• Emily

3 Ways to "Eat Like a Normal Person"

"I just want to be able to eat like a normal person".


I've heard people in my personal and professional life utter these words and it's always made me wonder ....


What does eating like a normal person even mean?


Typically people say this when they want to stop the constant cycle of dieting and then overeating. Or they want to be able to control their portion sizes and eat more nutritious meals.


But for some odd reason people express this desire in relation to what other people are doing. Instead of saying, "I want to consistently eat appropriate portions of nutritious food", they say, "Why can't I eat like a normal person?"


There are a few things wrong with that frame of thinking.


First, it's not your business what anyone else eats or drinks (perhaps with the exception of your children). You have to make decisions that make you feel good regardless of what your coworker, friend, or sister is doing.


Second, unless you are with these so-called "normal eaters" all day, every day you have no idea what their eating habits are. And there is no specific, measurable form of a "normal eater" anyway.


And finally, chances are that the "normal eater" you have in mind is not satisfied with their own diet choices either. Most of us can find at least one area of improvement in our diet.


So I want to deter people from using rhetoric like "normal" and from using other people's food choices as a guide to their own. Instead, think about exactly what you want to improve about your own food choices.

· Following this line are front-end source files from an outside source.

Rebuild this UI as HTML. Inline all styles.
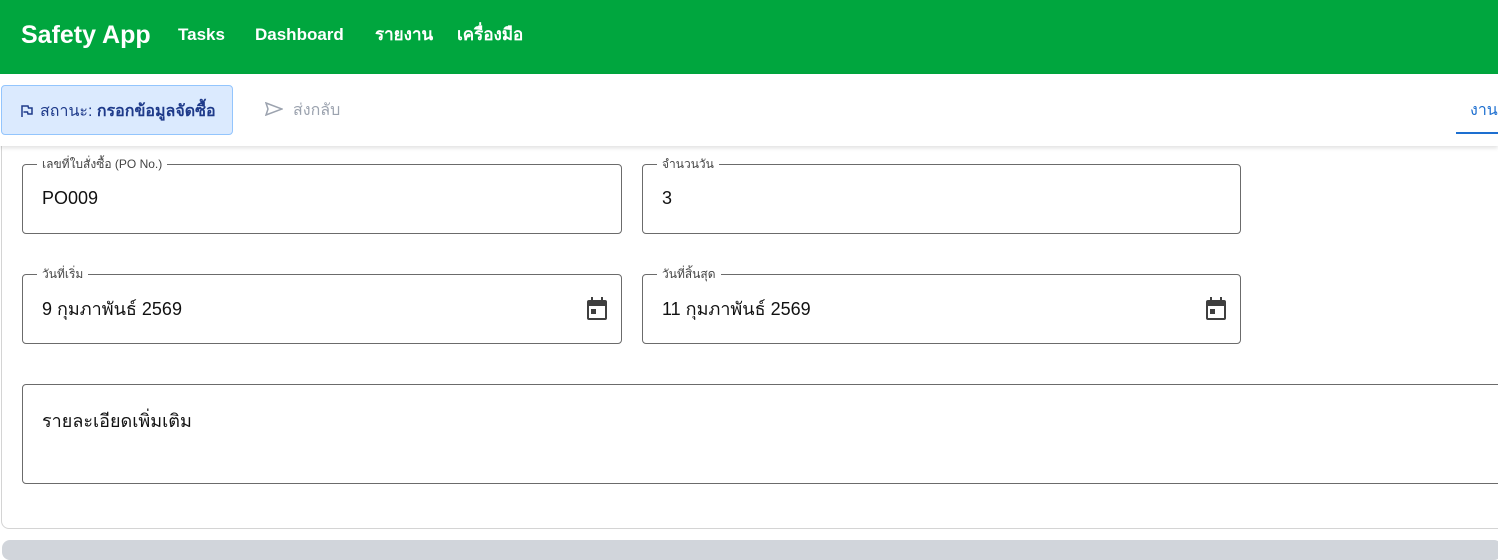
<!DOCTYPE html>
<html><head><meta charset="utf-8"><style>
*{box-sizing:border-box;margin:0;padding:0}
body{width:1498px;height:546px;overflow:hidden;background:#fff;font-family:"Liberation Sans","Noto Sans CJK SC",sans-serif;position:relative}
.hdr{position:absolute;left:0;top:0;width:1498px;height:74px;background:#00a63e;color:#fff}
.hdr .logo{position:absolute;left:21px;top:21px;font-size:25px;font-weight:bold}
.hdr .n{position:absolute;top:25px;font-size:17px;font-weight:bold}
.tb{position:absolute;left:0;top:74px;width:1498px;height:72px;background:#fff;box-shadow:0 2px 4px rgba(0,0,0,.12);z-index:2}
.st{position:absolute;left:1px;top:11px;width:232px;height:50px;background:#dbeafe;border:1px solid #93c5fd;border-radius:4px;color:#1e3a8a;font-size:16px;padding:13px 0 0 18px}
.snd{position:absolute;left:265px;top:24px;color:#9ca3af;font-size:16px}
.tab{position:absolute;left:1470px;top:24px;color:#1d6fd0;font-size:16px}
.tabl{position:absolute;left:1456px;top:58px;width:42px;height:2px;background:#1d6fd0}
.card{position:absolute;left:1px;top:130px;width:1520px;height:399px;border:1px solid #d4d4d4;border-radius:8px;background:#fff}
.strip{position:absolute;left:2px;top:540px;width:1500px;height:20px;background:#d1d5db;border-radius:8px}
.f{position:absolute;border:1px solid #6b6b6b;border-radius:4px;height:70px}
.f .l{position:absolute;left:14px;top:-10px;background:#fff;padding:0 5px;font-size:12px;color:#444}
.f .v{position:absolute;left:19px;top:23px;font-size:18px;color:#111}
.f .t{top:19px}
.cal{position:absolute;right:12px;top:21px}
</style></head><body>
<div class="hdr"><div class="logo">Safety App</div>
<div class="n" style="left:178px">Tasks</div><div class="n" style="left:255px">Dashboard</div><div class="n" style="left:375px;top:21px">รายงาน</div><div class="n" style="left:457px;top:21px">เครื่องมือ</div></div>
<div class="card"></div>
<div class="strip"></div>
<div class="tb">
<div class="st"><svg width="14" height="14" viewBox="0 0 14 14" style="vertical-align:-2px;margin-right:6px"><path d="M2 13V2h6l.5 2H12v6H8l-.5-2H3.5" fill="none" stroke="#1e3a8a" stroke-width="1.5"/></svg>สถานะ: <b>กรอกข้อมูลจัดซื้อ</b></div>
<div class="snd"><svg width="18" height="14" viewBox="0 0 18 14" style="vertical-align:-1px;margin-right:10px"><path d="M1 1l16 6L1 13l2-6z" fill="none" stroke="#9ca3af" stroke-width="1.5"/></svg>ส่งกลับ</div>
<div class="tab">งาน</div><div class="tabl"></div>
</div>
<div class="f" style="left:22px;top:164px;width:600px"><span class="l">เลขที่ใบสั่งซื้อ (PO No.)</span><span class="v">PO009</span></div>
<div class="f" style="left:642px;top:164px;width:599px"><span class="l">จำนวนวัน</span><span class="v">3</span></div>
<div class="f" style="left:22px;top:274px;width:600px"><span class="l">วันที่เริ่ม</span><span class="v t">9 กุมภาพันธ์ 2569</span>
<svg class="cal" width="24" height="26" viewBox="0 0 24 26"><rect x="2" y="4" width="20" height="20" rx="2" fill="#3f3f3f"/><rect x="4" y="10" width="16" height="12" fill="#fff"/><rect x="6" y="1" width="2" height="5" fill="#3f3f3f"/><rect x="16" y="1" width="2" height="5" fill="#3f3f3f"/><rect x="6" y="13" width="5" height="5" fill="#3f3f3f"/></svg></div>
<div class="f" style="left:642px;top:274px;width:599px"><span class="l">วันที่สิ้นสุด</span><span class="v t">11 กุมภาพันธ์ 2569</span>
<svg class="cal" width="24" height="26" viewBox="0 0 24 26"><rect x="2" y="4" width="20" height="20" rx="2" fill="#3f3f3f"/><rect x="4" y="10" width="16" height="12" fill="#fff"/><rect x="6" y="1" width="2" height="5" fill="#3f3f3f"/><rect x="16" y="1" width="2" height="5" fill="#3f3f3f"/><rect x="6" y="13" width="5" height="5" fill="#3f3f3f"/></svg></div>
<div class="f" style="left:22px;top:384px;width:1500px;height:100px"><span class="v" style="top:21px">รายละเอียดเพิ่มเติม</span></div>
</body></html>
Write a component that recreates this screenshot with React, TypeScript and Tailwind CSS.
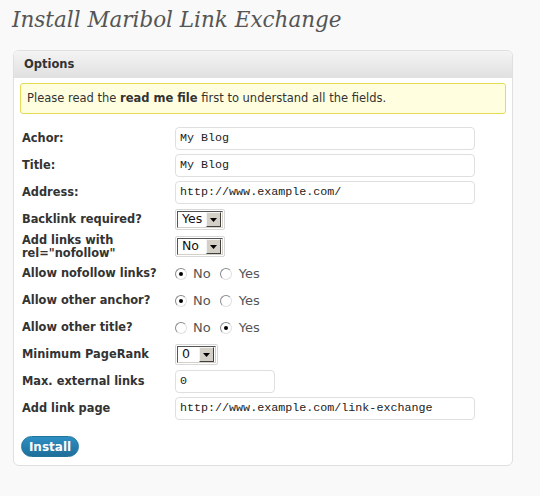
import { useState } from 'react';

const sans = "font-['DejaVu_Sans','Verdana',sans-serif]";
const mono = "font-['Liberation_Mono','Courier_New',monospace]";

function TextBox({ value, width }: { value: string; width: string }) {
  return (
    <div
      className={`${width} h-[23px] flex items-center rounded-[4px] border border-[#dfdfdf] bg-white pl-[4px] text-[11.7px] text-[#222] ${mono}`}
    >
      {value}
    </div>
  );
}

function Select({ value, width }: { value: string; width: string }) {
  return (
    <div className={`${width} h-[21px] rounded-[2px] border border-[#d8d8d8] p-px`}>
      <div className="flex h-full items-center border border-t-[#555] border-l-[#555] border-b-[#d4d0c8] border-r-[#d4d0c8] bg-white">
        <span className={`flex-1 pl-[4px] text-[12.5px] leading-none text-[#111] ${sans}`}>{value}</span>
        <span className="mr-px flex h-[15px] w-[15px] items-center justify-center border border-t-[#f4f4f4] border-l-[#f4f4f4] border-b-[#404040] border-r-[#404040] bg-[#d4d0c8]">
          <svg width="7" height="4" viewBox="0 0 7 4">
            <path d="M0 0h7L3.5 4z" fill="#000" />
          </svg>
        </span>
      </div>
    </div>
  );
}

function Radio({ checked }: { checked: boolean }) {
  return (
    <span className="flex h-[12px] w-[12px] items-center justify-center rounded-full border border-t-[#8a8a8a] border-l-[#8a8a8a] border-b-[#e0e0e0] border-r-[#e0e0e0] bg-white">
      {checked && <span className="h-[4px] w-[4px] rounded-full bg-black" />}
    </span>
  );
}

function YesNo({ yes }: { yes: boolean }) {
  return (
    <div className={`flex items-center text-[13px] text-[#555] ${sans}`}>
      <Radio checked={!yes} />
      <span className="ml-[6px] mr-[9px]">No</span>
      <Radio checked={yes} />
      <span className="ml-[7px]">Yes</span>
    </div>
  );
}

type Row = { label: React.ReactNode; field: React.ReactNode };

export default function App() {
  const [rows] = useState<Row[]>([
    { label: 'Achor:', field: <TextBox value="My Blog" width="w-[300px]" /> },
    { label: 'Title:', field: <TextBox value="My Blog" width="w-[300px]" /> },
    { label: 'Address:', field: <TextBox value="http://www.example.com/" width="w-[300px]" /> },
    { label: 'Backlink required?', field: <Select value="Yes" width="w-[50px]" /> },
    {
      label: (
        <span className="block leading-[13px]">
          Add links with
          <br />
          rel="nofollow"
        </span>
      ),
      field: <Select value="No" width="w-[50px]" />,
    },
    { label: 'Allow nofollow links?', field: <YesNo yes={false} /> },
    { label: 'Allow other anchor?', field: <YesNo yes={false} /> },
    { label: 'Allow other title?', field: <YesNo yes={true} /> },
    { label: 'Minimum PageRank', field: <Select value="0" width="w-[43px]" /> },
    { label: 'Max. external links', field: <TextBox value="0" width="w-[100px]" /> },
    { label: 'Add link page', field: <TextBox value="http://www.example.com/link-exchange" width="w-[300px]" /> },
  ]);

  return (
    <div className="h-[496px] w-[540px] overflow-hidden bg-[#f9f9f9]">
      <h2 className="pl-[12px] pt-[6px] font-['DejaVu_Serif','Georgia',serif] text-[21.5px] italic leading-[28px] text-[#555]">
        Install Maribol Link Exchange
      </h2>

      <div className="ml-[13px] mt-[16px] w-[500px] rounded-[6px] border border-[#dfdfdf] bg-white">
        <div className="flex h-[27px] items-center rounded-t-[6px] bg-gradient-to-b from-[#f4f4f4] to-[#e0e0e0] pl-[10px]">
          <h3 className={`text-[11.5px] font-bold text-[#333] ${sans}`}>Options</h3>
        </div>

        <div className="px-[6px] pb-[8px]">
          <div
            className={`mt-[5px] flex h-[31px] items-center rounded-[3px] border border-[#e6db55] bg-[#ffffe0] pl-[6px] text-[11.5px] text-[#333] ${sans}`}
          >
            <span>
              Please read the <b>read me file</b> first to understand all the fields.
            </span>
          </div>

          <div className="mt-[11px]">
            {rows.map((row, i) => (
              <div key={i} className="flex h-[27px] items-center">
                <div className={`w-[155px] pl-[2px] text-[11.4px] font-bold text-[#333] ${sans}`}>{row.label}</div>
                <div>{row.field}</div>
              </div>
            ))}
          </div>

          <button
            type="button"
            className={`ml-[1px] mt-[14px] h-[21px] w-[58px] rounded-full border border-[#21759b] bg-gradient-to-b from-[#2e8fc4] to-[#1e6f9a] text-[12px] font-bold text-white ${sans}`}
          >
            Install
          </button>
        </div>
      </div>
    </div>
  );
}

Do you want to feel less lethargic and more energixed by your food?

Do you want to feel less food-related guilt that prevents you from enjoying other parts of your life?

Do you want to improve your heart health by consuming more fruits and vegetables daily?


There are a million different ways to become your own ideal eater. Here are a few that I think are easy to implement and highly effective.


1. Don't Skip Meals


Has anyone ever told you that you shouldn't grocery shop hungry? Well, not skipping meals is the same idea. You are more likely to make healthier choices in portion size and in the type of food you eat if you are not absolutely famished.


Therefore, one of the best things you can do to avoid overeating is to make sure you never get too hungry. When your brain recognizes serious hunger it has a harder time telling when you are full. So you'll end up eating faster and consuming more before your brain registers you are full and should stop eating.


So, don't skip meals! Even breakfast!


2. Use the HALT Method


HALT is an acronym for hungry, angry, lonely, or tired. Using the HALT technique can help you avoid mindless eating which is a major culprit of weight gain.


Hungry?


Are you actually hungry and in need of sustenance? If so, great, feel free to prepare a snack or meal and feel good about your choice to provide nutrients to your body. If you just finished a meal 30 minutes ago, chances are you aren't actually hungry but looking for food for another reason. In this case, it's best to not walk to the fridge but continue asking yourself the rest of the -ALT questions.


Angry?


Could you be eating because you're feeling angry at someone in your life or at yourself? Food can offer temporary comfort when we are feeling distressed. But eating when you're angry can also just make you even more frustrated at yourself. So instead of reaching for a snack, try a short meditation, journaling exercise, or some kind of physical activity instead.


Lonely?


Much like feeling angry, feeling lonely can cause us to seek comfort in food. People without strong social support often struggle with their health and their weight. Making a phone call to a friend or family member or leaning on a partner for support can alleviate loneliness and help you stick to eating routines centered around actual hunger.


Tired?


This is a very common reason that people eat mindlessly. Most adults do not get the recommended amount of sleep, so it's natural to feel sleepy especially later in the day. While food does boost energy it doesn't mean that you should eat every time you feel fatigued. Try a full glass of water next time and see how it makes you feel.


3. Don't Fall Into Food Habit Traps


You'd be surprised how many of our eating behaviors are formed because we couple food with a specific actvitity.


For example, "when I watch TV I eat snacks" or "when I'm with my friends and they order dessert, I order dessert too."


And while these things are not inherently bad, when they are repeated over and over again, they have an impact. And it becomes more difficult to break the habits.


However, you can also use these food coupling habits for good!


For example, "I keep a water bottle at my desk at work so that I remember to stay hydrated throughout the day" or "When I visit my family I always bring a healthy dish to eat."


Think about the activities you couple with eating and drinking. Are these positive habit-couples? Or negative ones? How could you break or change the negative ones?


Give It A Try!


These are just 3 of many potential strategies you can use to improve your eating habits and get closer to your ideal relationship with food and eating.